The same paper writes, analyzing one of the latest opinion surveys by the Russian Institute for Public Opinion Research, that Russians seem to be warming to the idea of a new cold war. As paradoxical as it sounds, many agree that in the times of the only cold war we knew, the one between the West and the Soviet Union, the world was much safer than today.

ROSSIYSKAYA GAZETA also has a report from Sochi. It says, the meeting with Vladimir Putin will be long remembered by the participants, Western political scientists and journalists. The paper quotes German political scientist Alexander Rahr: "Those who wanted a cold-war type war of words were definitely disappointed. The Head of the Russian government didn’t close a single door, a single path open for dialogue today… He basically said that if the West tries to push Russia out of Europe, then Moscow can use its other options. For instance, turning to Asia and reassigning its energy exports in that direction.

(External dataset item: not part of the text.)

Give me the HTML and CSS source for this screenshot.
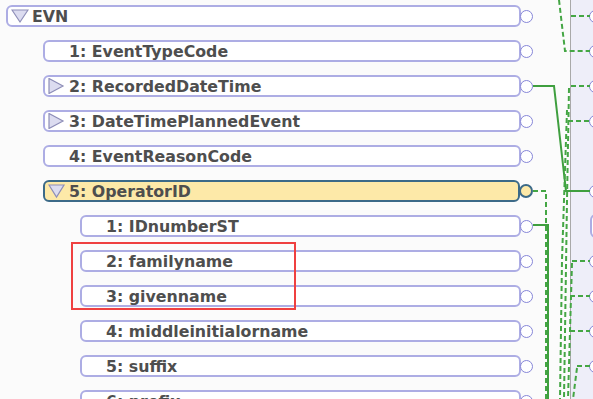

The same newspaper has an interview with Roland Dumas, the former French Minister of Foreign Affairs and, as the paper says, one of the best political analysts in Europe. He says the crisis between the West and Russia is far from over yet, but there is hope that the agreements reached in Moscow by President Medvedev and President Sarkozy may play a certain pacifying role in the conflict.
We cannot completely exclude the possibility of a sharp decline in relations between Russia and the West, as a result of this conflict, says Dumas. He adds: the situation should be “frozen” pending a solution everyone can live with. It is a necessity, he says, or else a new cold war becomes one of the most probable options.

TRUD writes from Sochi: Vladimir Putin called on Europe and the U.S. to work on new international agreements fitting the new realities that were established after the South Ossetian war.

IZVESTIA reports from Tbilisi: the rumors of Russian tanks about to roll into the streets are already gone but still remembered. Another rumor, heard before the war and abandoned during the conflict, is back again – that Vladimir Putin was born and raised in Georgia not Russia, and his mother still lives in a village called Metekhi not far from the Georgian capital. This story is even on the Georgian TV. Then again, it’s on the channel called Rustavi-2, and some Georgians say, if Hitler had Rustavi-2 the Germans would still have thought Germany had won WW II. The paper says, the folks the correspondent talked to in Tbilisi admit that Russia had the right to hit at the Georgian troops attacking South Ossetia and Abkhazia. But they say Russia should not have pushed further, into the territory of Georgia proper. They say, their President acted like an idiot but Georgia is small and Russia is big, so Russia should have had some mercy and stopped right there on the border. Of President Saakashvili they say: he will definitely have to answer for this. When the paper’s correspondent asked, to whom he will have to answer, the response was: “Why! To Washington, of course! And they will also decide who’s going to replace him.” There seems to be no sense, writes the paper, in asking them where that Georgian pride has gone…

KOMSOMOLSKAYA PRAVDA writes about the flight of two Russian Tupolev 160 strategic bombers to Venezuela. The aircraft are going to take part in a Naval exercise together with several ships of the Venezuelan Navy. The paper says, to answer the question of why are Russian strategic bombers over there, one may choose: either to remind himself of the Prime Minister’s phrase about “an adequate answer” to the presence of U.S. Navy ships in the Black Sea, or simply remember that Venezuela is rapidly becoming the main instrument and representative of Russian national interest on the American continent. The paper also describes in minute detail the long flight of the two aircraft from Russia to South America, including a moment when the pilot from NATO’s “un-required escort” flying very close to the bombers, showed a bottle of Scotch to the Russian pilots and was in turn offered a five-litre canister of pure 70% alcohol.